During the Roman period, which we have now reached in our survey, the temple building of the Ptolemies was carried on with like energy. One of the best-known temples of the Roman period is that at Philse, which is known as the "Kiosk," or "Pharaoh's Bed." Owing to the great picturesqueness of its situation, this small temple, which was built in the reign of Trajan, has been a favourite subject for the painters of the last fifty years, and next to the Pyramids, the Sphinx, and Karnak, it is probably the most widely known of all Egyptian buildings. Recently it has come very much to the front for an additional reason. Like all the other temples of Philse, it had been archaeologically surveyed and cleared by Col. H. Gr. Lyons and Dr. Borchardt, but further work of a far-reaching character was rendered necessary by the building of the great Aswan dam, below the island of Philse, one of the results of which has been the partial submergence of the island and its temples, including the picturesque Kiosk. The following account, taken from the new edition (1906) of Murray's Guide to Egypt and the Sudan, will suffice better than any other description to explain what the dam is, how it has affected Philse, and what work has been done to obviate the possibility of serious damage to the Kiosk and other buildings.
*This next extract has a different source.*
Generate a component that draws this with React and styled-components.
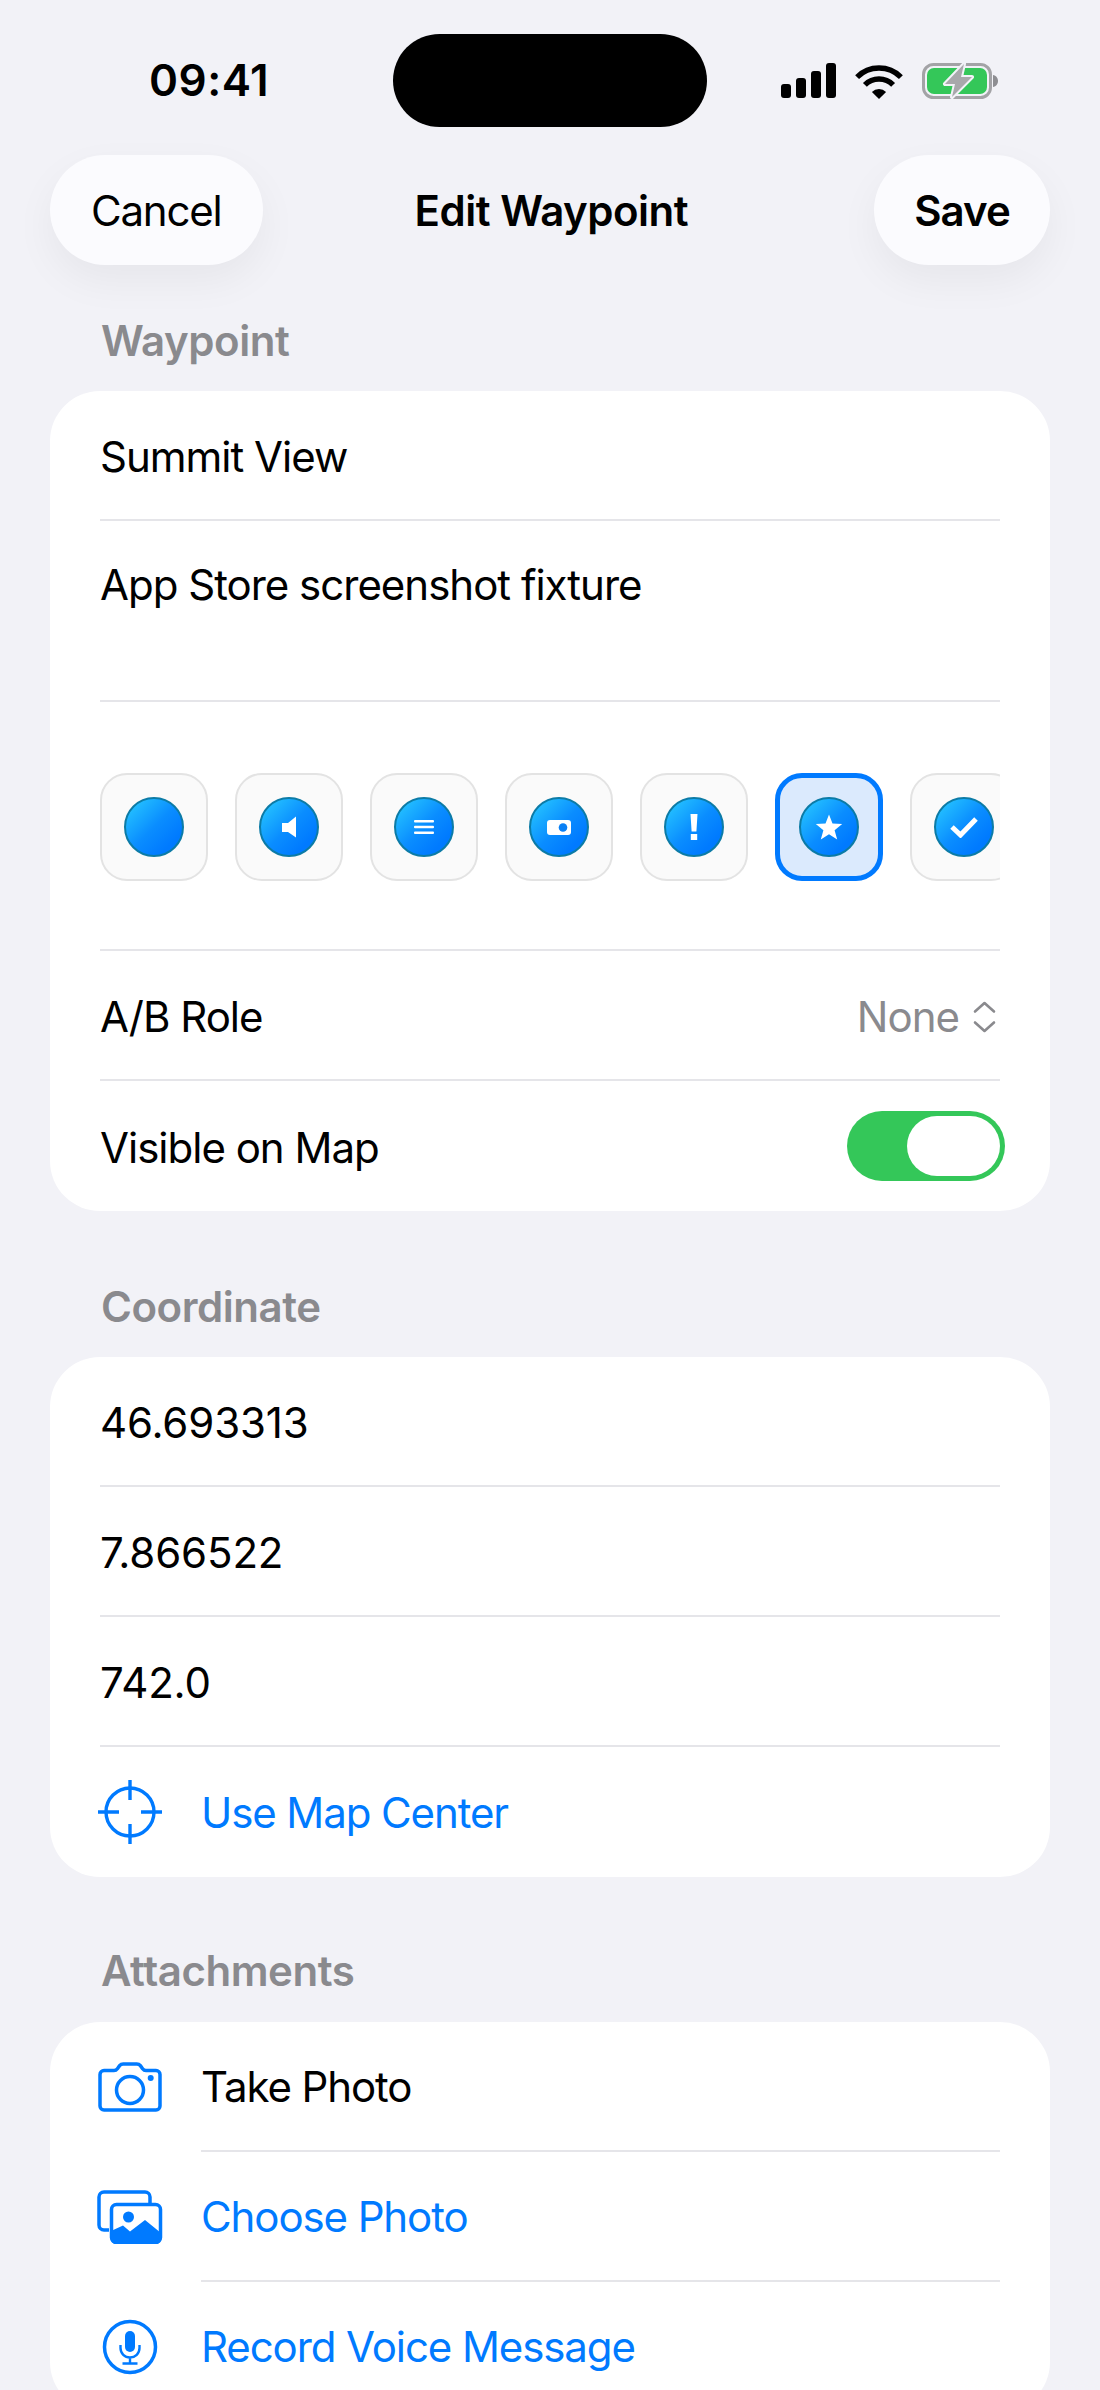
import React from "react";
import styled, { createGlobalStyle } from "styled-components";

const Global = createGlobalStyle`
  html, body { margin: 0; padding: 0; background: #f2f2f7; }
  * { box-sizing: border-box; }
  body { font-family: Inter, "Noto Sans", "Liberation Sans", sans-serif; -webkit-font-smoothing: antialiased; }
`;
const Page = styled.div`
  width: 1100px; height: 2390px; overflow: hidden; background: #f2f2f7; color: #000;
`;
const StatusBar = styled.div`
  display: grid; grid-template-columns: 393px 314px 1fr; height: 127px; padding-top: 34px;
`;
const Time = styled.div`
  font-size: 44px; font-weight: 600; line-height: 93px; padding-left: 149px; letter-spacing: 0.5px;
`;
const Island = styled.div`
  height: 93px; border-radius: 47px; background: #000;
`;
const StatusIcons = styled.div`
  display: flex; align-items: center; padding-left: 74px; height: 93px;
`;
const NavBar = styled.div`
  display: flex; align-items: center; justify-content: space-between;
  margin-top: 28px; padding: 0 50px; height: 110px;
`;
const NavButton = styled.div`
  height: 110px; padding: 0 ${p => p.$pad}px; border-radius: 55px; background: #fbfbfe;
  display: flex; align-items: center; font-size: 42px; font-weight: ${p => p.$bold ? 600 : 400};
  letter-spacing: ${p => p.$bold ? -0.9 : -1.2}px;
  box-shadow: 0 16px 40px rgba(0,0,0,0.05);
`;
const NavTitle = styled.div`
  font-size: 42px; font-weight: 600; letter-spacing: -0.5px; margin-right: 34px;
`;
const Section = styled.section`
  padding: 0 50px; margin-top: ${p => p.$top}px;
`;
const SectionTitle = styled.h2`
  margin: 0 0 ${p => p.$after}px; padding-left: 51px; font-size: 42px; font-weight: 600; line-height: 48px;
  color: #8a8a8e; letter-spacing: -0.45px;
`;
const Card = styled.div`
  background: #fff; border-radius: 50px; padding: 0 50px;
`;
const Row = styled.div`
  display: flex; align-items: ${p => p.$top ? "flex-start" : "center"}; justify-content: space-between;
  height: ${p => p.$h || 130}px; line-height: ${p => p.$top ? 127 : 130}px; font-size: 42px;
  padding-top: ${p => p.$top ? 0 : 3}px;
  letter-spacing: ${p => p.$num ? -0.15 : -1}px;
  border-bottom: ${p => p.$last ? "none" : "2px solid #e5e5e9"};
`;
const ActionRow = styled.div`
  display: flex; align-items: center; height: 130px; font-size: 42px; letter-spacing: -1.1px;
  color: ${p => p.$plain ? "#000" : "#007aff"};
`;
const ActionIcon = styled.div`
  width: 66px; margin-left: -3px; margin-right: 38px; display: flex; justify-content: center; flex: none;
`;
const ActionLabel = styled.div`
  flex: 1; align-self: stretch; display: flex; align-items: center;
  border-bottom: ${p => p.$last ? "none" : "2px solid #e5e5e9"};
`;
const Picker = styled.div`
  display: flex; gap: 27px; overflow: hidden; height: 249px; padding-top: 71px;
  border-bottom: 2px solid #e5e5e9;
`;
const Tile = styled.div`
  flex: none; width: 108px; height: 108px; border-radius: 27px;
  display: flex; align-items: center; justify-content: center;
  background: ${p => p.$on ? "#dbeafd" : "#fafafa"};
  border: ${p => p.$on ? "5px solid #007aff" : "2px solid #e3e3e3"};
`;
const Marker = styled.div`
  flex: none; width: 60px; height: 60px; border-radius: 50%; border: 2px solid #0c7ba6;
  background: linear-gradient(135deg, #25c3ff 8%, #0a8dff 50%, #007aff 80%);
  display: flex; align-items: center; justify-content: center;
`;
const RightValue = styled.div`
  display: flex; align-items: center; gap: 14px; color: #8a8a8e; margin-right: 4px; letter-spacing: -1px;
`;
const Toggle = styled.div`
  width: 158px; height: 70px; margin-right: -5px; margin-top: -3px; border-radius: 35px; background: #34c759;
  padding: 5px; display: flex; justify-content: flex-end;
`;
const Knob = styled.div`
  width: 93px; height: 60px; border-radius: 30px; background: #fff;
`;

const Signal = () => (
  <svg width="55" height="36" viewBox="0 0 55 36" fill="#000">
    <rect x="0" y="21" width="10" height="14" rx="3" />
    <rect x="15" y="15" width="10" height="20" rx="3" />
    <rect x="30" y="8" width="10" height="27" rx="3" />
    <rect x="45" y="0" width="10" height="35" rx="3" />
  </svg>
);
const Wifi = () => (
  <svg width="48" height="36" viewBox="0 0 48 36" style={{ marginLeft: 19 }}>
    <g fill="none" stroke="#000" strokeWidth="5.5">
      <path d="M2.1 14.1A31 31 0 0 1 45.9 14.1" />
      <path d="M9.9 21.9A20 20 0 0 1 38.1 21.9" />
    </g>
    <path d="M24 36L16.9 28.9A10 10 0 0 1 31.1 28.9Z" fill="#000" />
  </svg>
);
const Battery = () => (
  <svg width="79" height="36" viewBox="0 0 79 36" style={{ marginLeft: 19 }}>
    <rect x="1.5" y="1.5" width="67" height="33" rx="10" fill="none" stroke="#a3a3a6" strokeWidth="3" />
    <rect x="5" y="5" width="60" height="26" rx="7" fill="#34c759" />
    <path d="M71 12c3 .5 5 3 5 6s-2 5.500-5 6Z" fill="#8e8e92" />
    <path d="M42 1L23 21H33L30 34L50 14H39Z" fill="#a8a8ab" stroke="#f2f2f7" strokeWidth="4" paintOrder="stroke" strokeLinejoin="round" />
  </svg>
);

const glyphs = {
  none: null,
  speaker: <svg width="16" height="22" viewBox="0 0 16 22" fill="#fff"><path d="M15 0.500V21.500L7 16H1V7H7Z" /></svg>,
  menu: <svg width="20" height="16" viewBox="0 0 20 16" fill="#fff"><rect y="1" width="20" height="2.500" rx="1" /><rect y="6.800" width="20" height="2.500" rx="1" /><rect y="12.600" width="20" height="2.500" rx="1" /></svg>,
  radar: <svg width="24" height="15" viewBox="0 0 24 15"><rect width="24" height="15" rx="3" fill="#fff" /><circle cx="16" cy="7.500" r="4.300" fill="#0a80f5" /></svg>,
  alert: <svg width="8" height="26" viewBox="0 0 8 26" fill="#fff"><path d="M0.500 0H7.500L6.400 17.500H1.600Z" /><rect x="0.800" y="20" width="6.400" height="6" /></svg>,
  star: <svg width="28" height="26" viewBox="0 0 28 26" fill="#fff"><path d="M14 0.500L17.500 9.500L27.200 10L19.600 16.200L22.200 25.500L14 20.200L5.800 25.500L8.400 16.200L0.800 10L10.500 9.500Z" /></svg>,
  check: <svg width="28" height="22" viewBox="0 0 28 22" fill="none" stroke="#fff" strokeWidth="5"><path d="M2 11L10.500 19L26 3" /></svg>,
};
const tiles = ["none", "speaker", "menu", "radar", "alert", "star", "check"];

const Updown = () => (
  <svg width="23" height="32" viewBox="0 0 23 32" fill="none" stroke="#8a8a8e" strokeWidth="2.600" strokeLinecap="round" strokeLinejoin="round">
    <path d="M2 10.500L11.500 2L21 10.500" />
    <path d="M2 21.500L11.500 30L21 21.500" />
  </svg>
);
const Crosshair = () => (
  <svg width="64" height="64" viewBox="0 0 64 64" fill="none" stroke="#007aff" strokeWidth="3.400">
    <circle cx="32" cy="32" r="24" />
    <path d="M32 0V20M32 44V64M0 32H21M43 32H64" />
  </svg>
);
const Camera = () => (
  <svg width="64" height="50" viewBox="0 0 64 50" fill="none" stroke="#007aff" strokeWidth="3.500">
    <path d="M6 8.500h10c1.500 0 2.500-.6 3.400-1.800l2.200-3C22.600 2.500 23.800 2 25.200 2h13.600c1.400 0 2.600.5 3.600 1.700l2.200 3c.9 1.200 1.900 1.800 3.400 1.800h10c2.200 0 4 1.800 4 4V44c0 2.200-1.800 4-4 4H6c-2.200 0-4-1.800-4-4V12.500c0-2.200 1.800-4 4-4z" />
    <circle cx="32" cy="28" r="13.500" />
    <circle cx="52.700" cy="16" r="3" fill="#007aff" stroke="none" />
  </svg>
);
const Photos = () => (
  <svg width="66" height="54" viewBox="0 0 66 54" fill="none" stroke="#007aff" strokeWidth="3.500">
    <path d="M12 40H7c-2.800 0-5-2.200-5-5V7c0-2.800 2.200-5 5-5h41c2.800 0 5 2.200 5 5v6" />
    <rect x="14.500" y="14.500" width="49" height="38" rx="5" />
    <circle cx="31.500" cy="27" r="5.500" fill="#007aff" stroke="none" />
    <path d="M14 41L26 35.500L33 41.500L48 30L64 43V49c0 2.800-2.200 5-5 5H19c-2.800 0-5-2.200-5-5Z" fill="#007aff" stroke="none" />
  </svg>
);
const Mic = () => (
  <svg width="56" height="56" viewBox="0 0 56 56" fill="none" stroke="#007aff" strokeWidth="3.500">
    <circle cx="28" cy="28" r="25.500" />
    <rect x="23" y="12" width="10" height="21" rx="5" fill="#007aff" stroke="none" />
    <path d="M18.500 26v3c0 5.500 4.200 9.500 9.500 9.500s9.500-4 9.500-9.500v-3M28 38.500V44M20.500 44.500H35.500" strokeWidth="2.400" />
  </svg>
);

export default function App() {
  return (
    <Page>
      <Global />
      <StatusBar>
        <Time>09:41</Time>
        <Island />
        <StatusIcons><Signal /><Wifi /><Battery /></StatusIcons>
      </StatusBar>
      <NavBar>
        <NavButton $pad={41}>Cancel</NavButton>
        <NavTitle>Edit Waypoint</NavTitle>
        <NavButton $pad={40} $bold>Save</NavButton>
      </NavBar>
      <Section $top={52}>
        <SectionTitle $after={26}>Waypoint</SectionTitle>
        <Card>
          <Row>Summit View</Row>
          <Row $h={181} $top>App Store screenshot fixture</Row>
          <Picker>
            {tiles.map(t => (
              <Tile key={t} $on={t === "star"}><Marker>{glyphs[t]}</Marker></Tile>
            ))}
          </Picker>
          <Row>
            A/B Role
            <RightValue>None<Updown /></RightValue>
          </Row>
          <Row $last>
            Visible on Map
            <Toggle><Knob /></Toggle>
          </Row>
        </Card>
      </Section>
      <Section $top={72}>
        <SectionTitle $after={26}>Coordinate</SectionTitle>
        <Card>
          <Row $num>46.693313</Row>
          <Row $num>7.866522</Row>
          <Row $num>742.0</Row>
          <ActionRow>
            <ActionIcon><Crosshair /></ActionIcon>
            <ActionLabel $last>Use Map Center</ActionLabel>
          </ActionRow>
        </Card>
      </Section>
      <Section $top={70}>
        <SectionTitle $after={27}>Attachments</SectionTitle>
        <Card>
          <ActionRow $plain>
            <ActionIcon><Camera /></ActionIcon>
            <ActionLabel>Take Photo</ActionLabel>
          </ActionRow>
          <ActionRow>
            <ActionIcon><Photos /></ActionIcon>
            <ActionLabel>Choose Photo</ActionLabel>
          </ActionRow>
          <ActionRow>
            <ActionIcon><Mic /></ActionIcon>
            <ActionLabel>Record Voice Message</ActionLabel>
          </ActionRow>
        </Card>
      </Section>
    </Page>
  );
}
"In 1898 the Egyptian government signed a contract with Messrs. John Aird & Co. for the construction of the great reservoir and dam at Shellal, which serves for the storage of water at the time of the flood Nile. The river is 'held up' here sixty-five feet above its old normal level. A great masonry dyke, 150 feet high in places, has been carried across the Bab el-Kebir of the First Cataract, and a canal and four locks, two hundred feet long and thirty feet wide, allow for the passage of traffic up and down the river.



Showing Water Rushing Through The Sluices

The dam is 2,185 yards long and over ninety feet thick at the base; in places it rises one hundred feet above the bed of the river. It is built of the local red granite, and at each end the granite dam is built into the granite hillside. Seven hundred and eight thousand cubic yards of masonry were used. The sluices are 180 in number, and are arranged at four different levels. The sight of the great volume of water pouring through them is a very fine one. The Nile begins to rise in July, and at the end of November it is necessary to begin closing the sluice-gates to hold up the water. By the end of February the reservoir is usually filled and Philae partially submerged, so that boats can sail in and out of the colonnades and Pharaoh's Bed. By the beginning of July the water has been distributed, and it then falls to its normal level.

"It is of course regrettable that the engineers were unable to find another site for the dam, as it seemed inevitable that some damage would result to the temples of Philae from their partial submergence. Korosko was proposed as a site, but was rejected for cogent reasons, and apparently Shellal was the only possible place. Further, no serious person, who places the greatest good of the greatest number above considerations of the picturesque and the 'interesting,' will deny that if it is necessary to sacrifice Philae to the good of the people of Egypt, Philae must go. 'Let the dead bury their dead.' The concern of the rulers of Egypt must be with the living people of Egypt rather than with the dead bones of the past; and they would not be doing their duty did they for a moment allow artistic and archaeological considerations to outweigh in their minds the practical necessities of the country. This does not in the least imply that they do not owe a lesser duty to the monuments of Egypt, which are among the most precious relics of the past history of mankind. They do owe this lesser duty, and with regard to Philae it has been conscientiously fulfilled. The whole temple, in order that its stability may be preserved under the stress of submersion, has been braced up and underpinned, under the superintendence of Mr. Ball, of the Survey Department, who has most efficiently carried out this important work, at a cost of L22,000.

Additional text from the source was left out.